We begin by considering one unique instance in which a business is not simply “analogous to” a living organism, but identical to it: namely, the case of a human being who functions as a sole proprietor. In this situation, a single system simultaneously satisfies all the requirements of being both a life-form and a business. Building on this case, we introduce the idea of a unitary “organism-enterprise,” a concept that is already instantiated in the form of at least 20 million “human organism-enterprises” within the United States alone. Reconceptualizing business to include synthetic organism-enterprises. Utilizing VSA and the concept of an organism-enterprise, we analyze the traditional anthropocentric understanding of business as an exclusively human activity to consider whether an artificial life-form could serve as a “synthetic organism-enterprise” (SOE) that is both a life-form and a business. We show that this is indeed possible, but requires us to transform our understanding of business. For example, human businesses are traditionally described as requiring four kinds of resources: 1) human; 2) material; 3) financial; and 4) information. To replace this anthropocentric understanding, we propose that a business be understood more generally as requiring: 1) agent resources; 2) material resources; 3) value-storing media; and 4) information. Similarly, a human business requires functional units filling roles in production, finance, marketing, human capital management, and information technology.
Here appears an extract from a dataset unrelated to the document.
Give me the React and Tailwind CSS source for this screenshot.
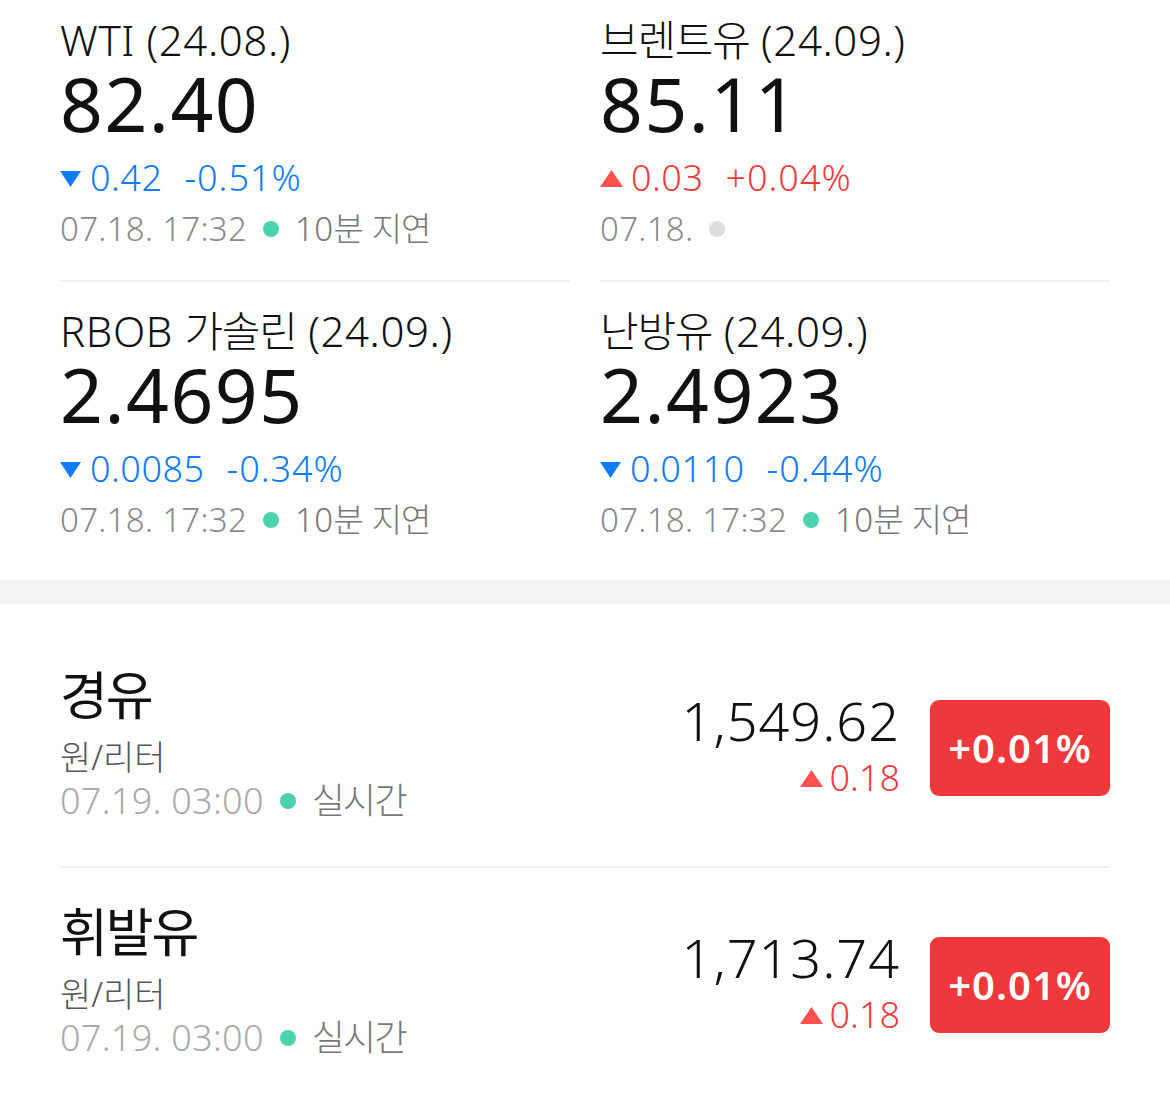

Drawing on VSA and the case of a human sole proprietor, we consider the ways in which these functions can be understood more generically, in such a way that they can also be performed by current and proposed forms of artificial life. We give particular attention to the role of “profit” in a human business and formulate an account of its correlate for an SOE: it is the difference between resources expended and received in exchanges in the suprasystem that provides an SOE with a potential for growth and insurance against environmental uncertainties. Figure 1 provides an overview of our reconceptualized “business process cycle,” which can be carried out equally well by either a human business or an artificial life-form that has been designed or evolved to fill a business role within a larger economic ecosystem.